Balanchine the artist was on a journey too. With "The Four Temperaments," on Wednesday's program of the New York City Ballet engagement at the Harris Theater for Music and Dance, we see how far his travels took him. Just as "Serenade" is leaps beyond Russian tradition, the 1946 "Temperaments," though only a dozen years later, is galaxies removed from "Serenade." "Temperaments," set to a Paul Hindemith score Balanchine commissioned, aches with mid-century angst and angularity, and it reverberates with Balanchine's ongoing integration of classicism and modernism, fused here to perfection.
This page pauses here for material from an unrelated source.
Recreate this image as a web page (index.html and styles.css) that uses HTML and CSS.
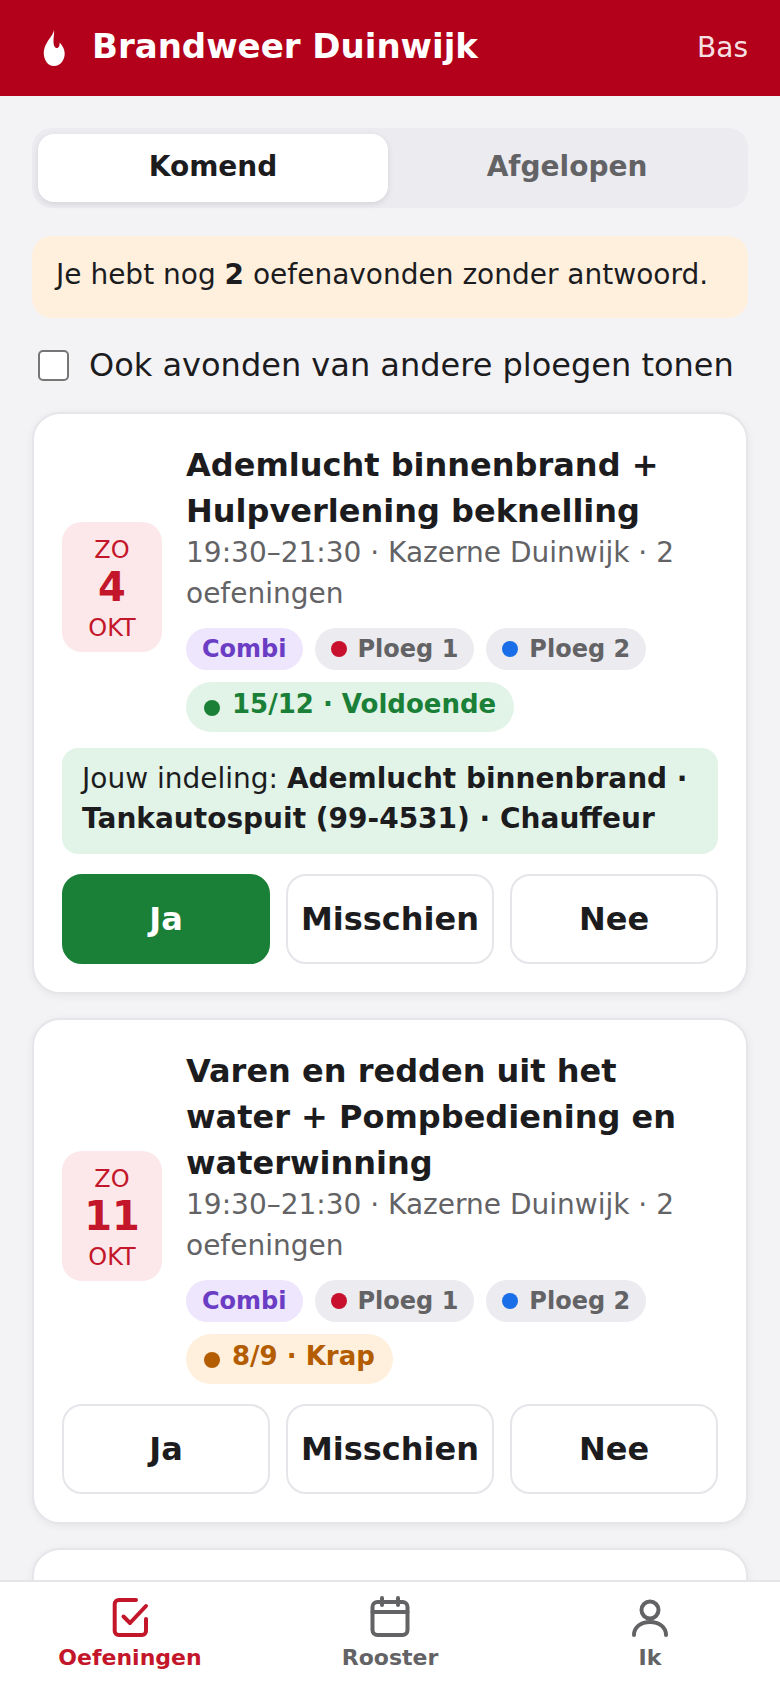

Wednesday's cast performed it with luster, prowess and zeal. Among the three couples enacting the opening themes, Rebecca Krohn deserves mention for her fierce command, an almost defiant technical confidence.
Jennie Somogyi and Charles Askegard, in the sanguinic variation, deliver Balanchine's tricky, swift turns of the feet and startling jolts of contortion with unrelenting assurance.
Sebastien Marcovici is impassioned and expressive in the melancholic variation, while Albert Evans seems born to dance the phlegmatic one, his creamy moves matched by a precision all the more unsettling in his momentary meltdowns.
Sprightly Teresa Reichlen then flies on stage to leave them all in her dust.
By now, you're no doubt wondering, what of Jerome Robbins? He was represented Wednesday with the 1970 "In the Night," in some respects his follow-up to the triumphant "Dances at a Gathering" a year earlier, also set to Chopin. "Night," sensual, lush and unmercifully romantic, features three couples representing youthful infatuation, sophisticated familiarity and discord.
Wendy Whelan is prickly and sweet as the quarrelsome lover, shifting from agitation to seductiveness as if a sorceress of dance. Sofiane Sylve, employing a touch of the legato skills on view in "Symphony in C," displayed a dignity and charm born of exquisite technique. Rachel Rutherford, fragile and limber, seemed a different ballerina than the sunny athlete in Tuesday's "Concerto Barocco."
A lively, lovely revival of Balanchine's "Divertimento No. 15" completed the program.